By Leo Haggerty


I hate to ruin everyone’s Thanksgiving but it’s time to face reality when it comes to professional sports.  The professional league that is in danger of having to fold the tent permanently, or at least until after a vaccine has been developed to ward off Covid-19, is the National Hockey League.  To say it’s “put up or shut up” time for pro hockey is an understatement.

The reason I say that is the television contract issue.  Of the four major professional leagues in North America, the NHL has by far the worst agreement when it comes to generating revenue from TV.  The other three have the ability to not necessarily make money but at least to survive.  Pro hockey is in vital need of the financial impact that fan attendance provides.
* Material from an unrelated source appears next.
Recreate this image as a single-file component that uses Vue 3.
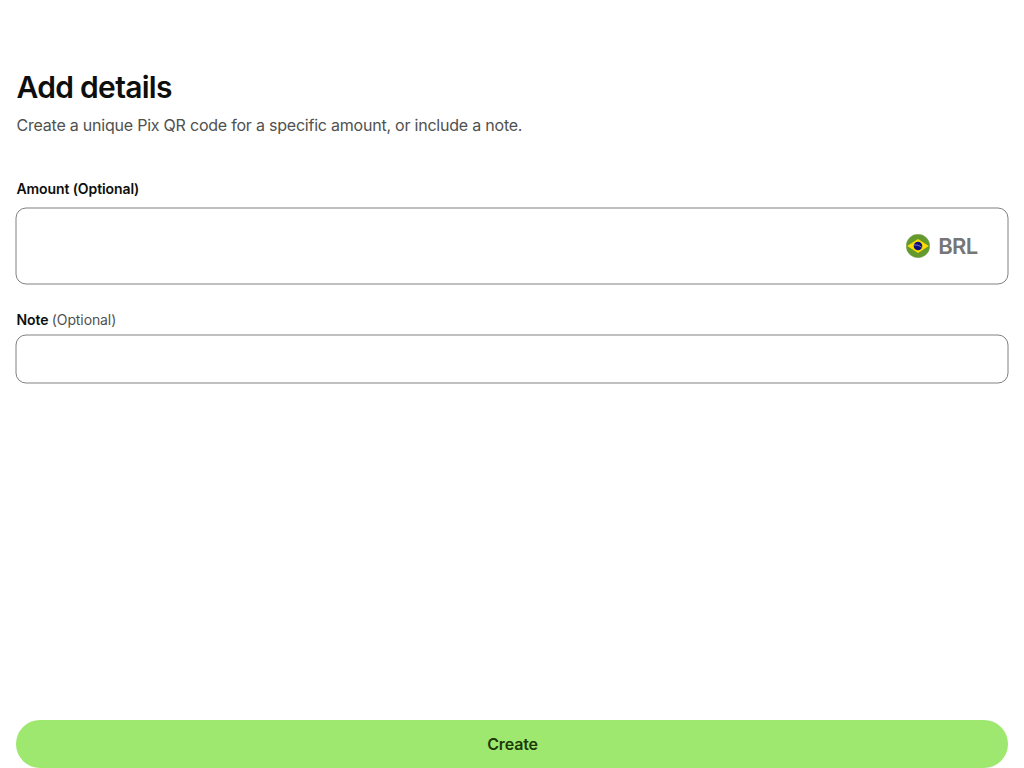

The league and the owners make a preponderance of their operating expenses and profits from fannies in the seats.  If you don’t believe me, then listen to Las Vegas owner Bill Foley.  The Golden Knights boss stated, and I quote, “Who knows if we are going to be playing.  If we aren’t playing in front of fans, a lot of teams can’t make it.  That’s including us, to make a serious financial commitment to fund the team without playing in front of fans.”

Here’s another situation that needs to be addressed.  The “bubble” concept worked perfectly for the NHL but only in the sense that it allowed the league to complete a truncated regular season and an exciting postseason by crowning a Stanley Cup champion.  That’s great for public relations but, as a lot of teams found out that went deep into the playoffs, it didn’t pay the bills and was a financial Armageddon.

From a dollars and cents standpoint, the “bubble” was a complete failure.  The only reason the league’s franchises were able to survive was because they had revenue from right around three-quarters of their regular season contests.  Without those funds, some teams would have folded already.

A “bubble” regular season would be the death knell for the league.  Some franchises would have to stop operations within the first couple of months simply because they could not meet payroll.

With all that being said, was does the NHL do?  In my humble opinion, you delay the opening of the season until it’s safe for fans to attend any contest with no limit on the number of people that could purchase a ticket.

If that means waiting until April to start the season, so be it. Personally, I would rather see a complete NHL season that has to go through the summer again than one that ends up losing four or more franchises.  What do you think?